#### [AVAILABLE DATA]
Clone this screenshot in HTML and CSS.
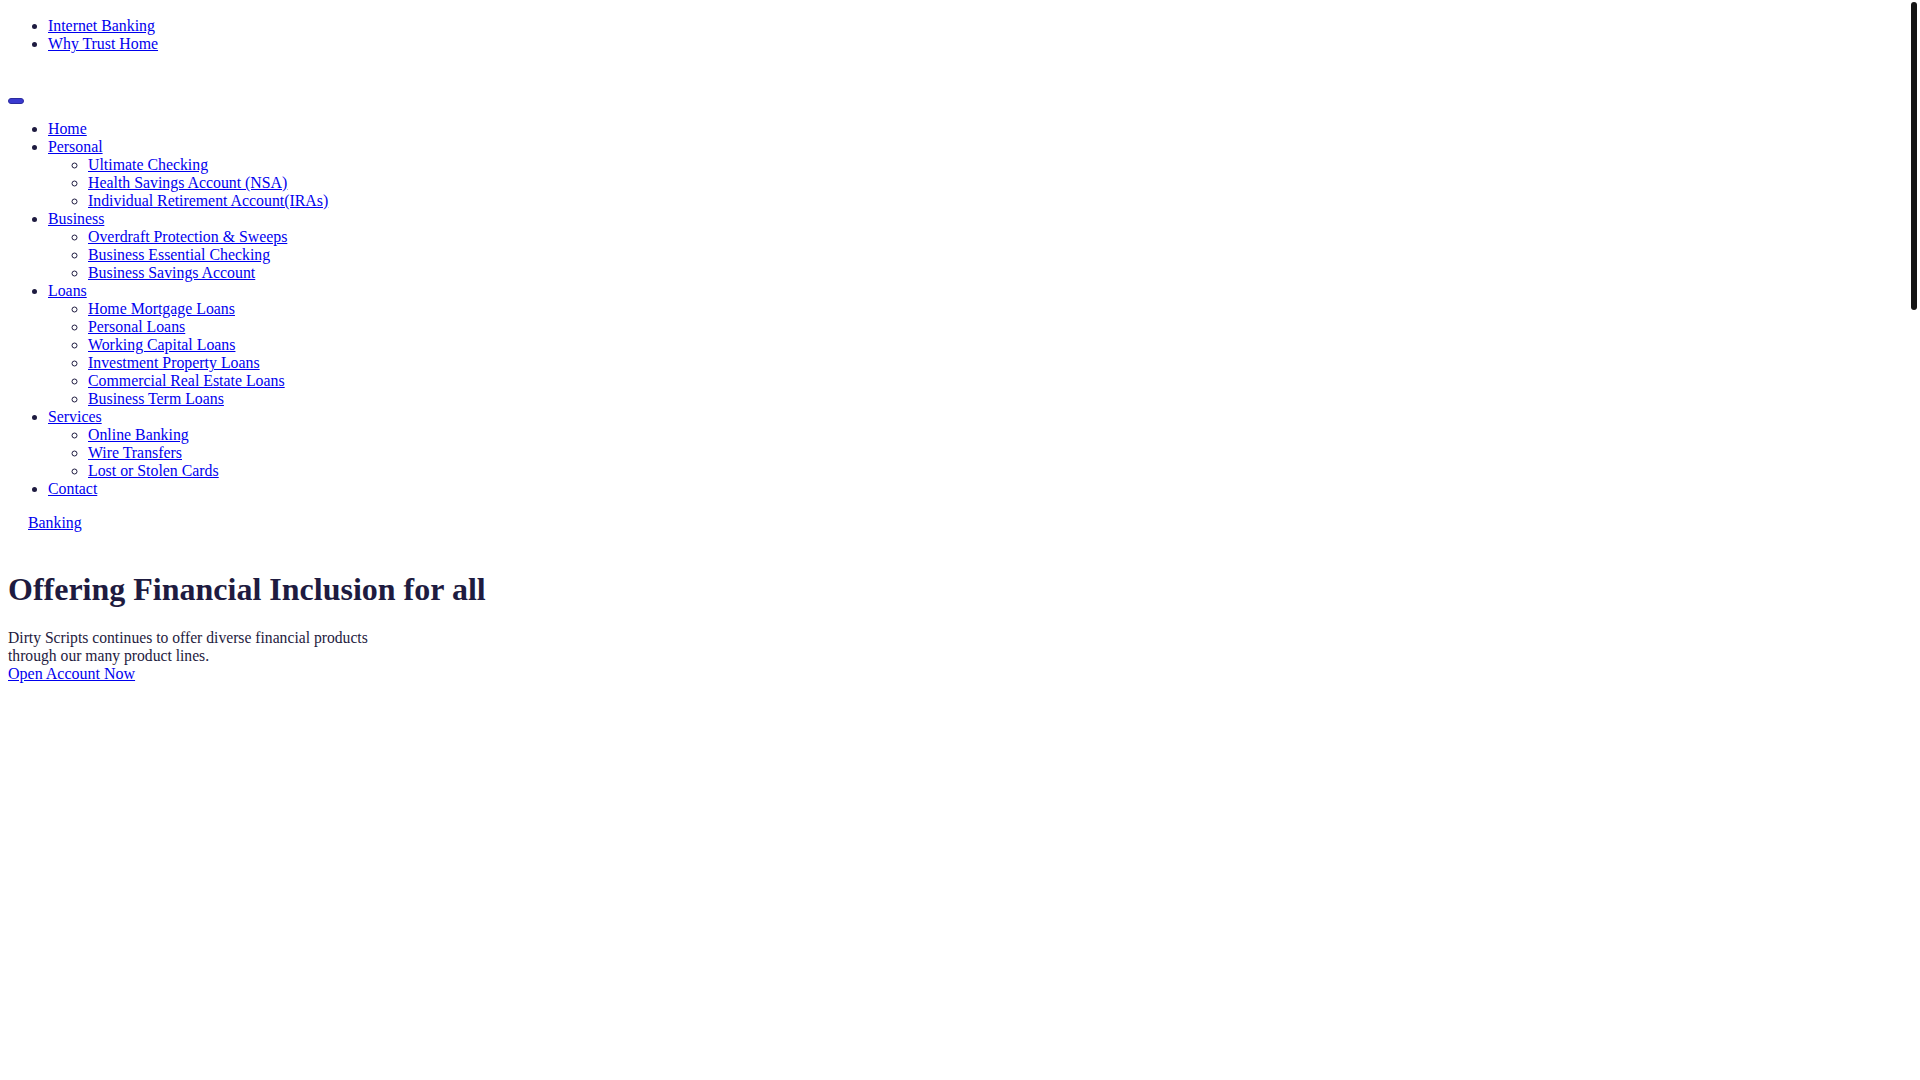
FILE: index.html
```html
<!DOCTYPE html>
<html lang="en">
<head>
<meta charset="utf-8">
<title>Dirty Scripts</title>
<link rel="stylesheet" href="styles.css">
</head>
<body>
<ul class="topbar">
  <li><a href="#">Internet Banking</a></li>
  <li><a href="#">Why Trust Home</a></li>
</ul>
<div class="navbar">
  <button class="toggler" type="button" aria-label="Menu"></button>
  <ul class="menu">
    <li><a href="#">Home</a></li>
    <li><a href="#">Personal</a>
      <ul>
        <li><a href="#">Ultimate Checking</a></li>
        <li><a href="#">Health Savings Account (NSA)</a></li>
        <li><a href="#">Individual Retirement Account(IRAs)</a></li>
      </ul>
    </li>
    <li><a href="#">Business</a>
      <ul>
        <li><a href="#">Overdraft Protection &amp; Sweeps</a></li>
        <li><a href="#">Business Essential Checking</a></li>
        <li><a href="#">Business Savings Account</a></li>
      </ul>
    </li>
    <li><a href="#">Loans</a>
      <ul>
        <li><a href="#">Home Mortgage Loans</a></li>
        <li><a href="#">Personal Loans</a></li>
        <li><a href="#">Working Capital Loans</a></li>
        <li><a href="#">Investment Property Loans</a></li>
        <li><a href="#">Commercial Real Estate Loans</a></li>
        <li><a href="#">Business Term Loans</a></li>
      </ul>
    </li>
    <li><a href="#">Services</a>
      <ul>
        <li><a href="#">Online Banking</a></li>
        <li><a href="#">Wire Transfers</a></li>
        <li><a href="#">Lost or Stolen Cards</a></li>
      </ul>
    </li>
    <li><a href="#">Contact</a></li>
  </ul>
</div>
<div class="cta"><a href="#">Banking</a></div>
<section class="hero">
  <h1 class="hero-title">Offering Financial Inclusion for all</h1>
  <p class="hero-text">Dirty Scripts continues to offer diverse financial products<br>through our many product lines.<br><a class="hero-link" href="#">Open Account Now</a></p>
</section>
<div class="scroll-thumb" aria-hidden="true"></div>
</body>
</html>
```
FILE: styles.css
```css
body {
  margin: 0;
  padding: 17px 8px 8px;
  font-family: "Liberation Serif", "Times New Roman", serif;
  font-size: 15.85px;
  line-height: 18px;
  color: #1e1b40;
  background: #ffffff;
}
a {
  color: #0000ee;
}
.topbar {
  margin: 0 0 16px;
  padding-left: 40px;
}
.navbar {
  padding-top: 29px;
}
.toggler {
  display: block;
  width: 16px;
  height: 6px;
  padding: 0;
  margin: 0;
  border: 1px solid #2b2b9e;
  border-radius: 3px;
  background: #3a3ad0;
}
.menu {
  margin: 16px 0;
  padding-left: 40px;
}
.menu ul {
  margin: 0;
  padding-left: 40px;
}
.cta {
  padding-left: 20px;
}
.hero-title {
  margin: 39px 0 21px;
  font-size: 32px;
  line-height: 37px;
  font-weight: bold;
}
.hero-text {
  margin: 0;
  font-size: 15.65px;
}
.hero-link {
  font-size: 16px;
}
.scroll-thumb {
  position: fixed;
  top: 2px;
  right: 3px;
  width: 6px;
  height: 308px;
  border-radius: 3px;
  background: #141414;
}
```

#### [EXERCISE]
Go through the listing above and write it all out exactly, leaving out any picture.

#### [RESPONSE TO THIS TASK]
Clone this screenshot in HTML and CSS.
FILE: index.html
```html
<!DOCTYPE html>
<html lang="en">
<head>
<meta charset="utf-8">
<title>Dirty Scripts</title>
<link rel="stylesheet" href="styles.css">
</head>
<body>
<ul class="topbar">
  <li><a href="#">Internet Banking</a></li>
  <li><a href="#">Why Trust Home</a></li>
</ul>
<div class="navbar">
  <button class="toggler" type="button" aria-label="Menu"></button>
  <ul class="menu">
    <li><a href="#">Home</a></li>
    <li><a href="#">Personal</a>
      <ul>
        <li><a href="#">Ultimate Checking</a></li>
        <li><a href="#">Health Savings Account (NSA)</a></li>
        <li><a href="#">Individual Retirement Account(IRAs)</a></li>
      </ul>
    </li>
    <li><a href="#">Business</a>
      <ul>
        <li><a href="#">Overdraft Protection &amp; Sweeps</a></li>
        <li><a href="#">Business Essential Checking</a></li>
        <li><a href="#">Business Savings Account</a></li>
      </ul>
    </li>
    <li><a href="#">Loans</a>
      <ul>
        <li><a href="#">Home Mortgage Loans</a></li>
        <li><a href="#">Personal Loans</a></li>
        <li><a href="#">Working Capital Loans</a></li>
        <li><a href="#">Investment Property Loans</a></li>
        <li><a href="#">Commercial Real Estate Loans</a></li>
        <li><a href="#">Business Term Loans</a></li>
      </ul>
    </li>
    <li><a href="#">Services</a>
      <ul>
        <li><a href="#">Online Banking</a></li>
        <li><a href="#">Wire Transfers</a></li>
        <li><a href="#">Lost or Stolen Cards</a></li>
      </ul>
    </li>
    <li><a href="#">Contact</a></li>
  </ul>
</div>
<div class="cta"><a href="#">Banking</a></div>
<section class="hero">
  <h1 class="hero-title">Offering Financial Inclusion for all</h1>
  <p class="hero-text">Dirty Scripts continues to offer diverse financial products<br>through our many product lines.<br><a class="hero-link" href="#">Open Account Now</a></p>
</section>
<div class="scroll-thumb" aria-hidden="true"></div>
</body>
</html>
```
FILE: styles.css
```css
body {
  margin: 0;
  padding: 17px 8px 8px;
  font-family: "Liberation Serif", "Times New Roman", serif;
  font-size: 15.85px;
  line-height: 18px;
  color: #1e1b40;
  background: #ffffff;
}
a {
  color: #0000ee;
}
.topbar {
  margin: 0 0 16px;
  padding-left: 40px;
}
.navbar {
  padding-top: 29px;
}
.toggler {
  display: block;
  width: 16px;
  height: 6px;
  padding: 0;
  margin: 0;
  border: 1px solid #2b2b9e;
  border-radius: 3px;
  background: #3a3ad0;
}
.menu {
  margin: 16px 0;
  padding-left: 40px;
}
.menu ul {
  margin: 0;
  padding-left: 40px;
}
.cta {
  padding-left: 20px;
}
.hero-title {
  margin: 39px 0 21px;
  font-size: 32px;
  line-height: 37px;
  font-weight: bold;
}
.hero-text {
  margin: 0;
  font-size: 15.65px;
}
.hero-link {
  font-size: 16px;
}
.scroll-thumb {
  position: fixed;
  top: 2px;
  right: 3px;
  width: 6px;
  height: 308px;
  border-radius: 3px;
  background: #141414;
}
```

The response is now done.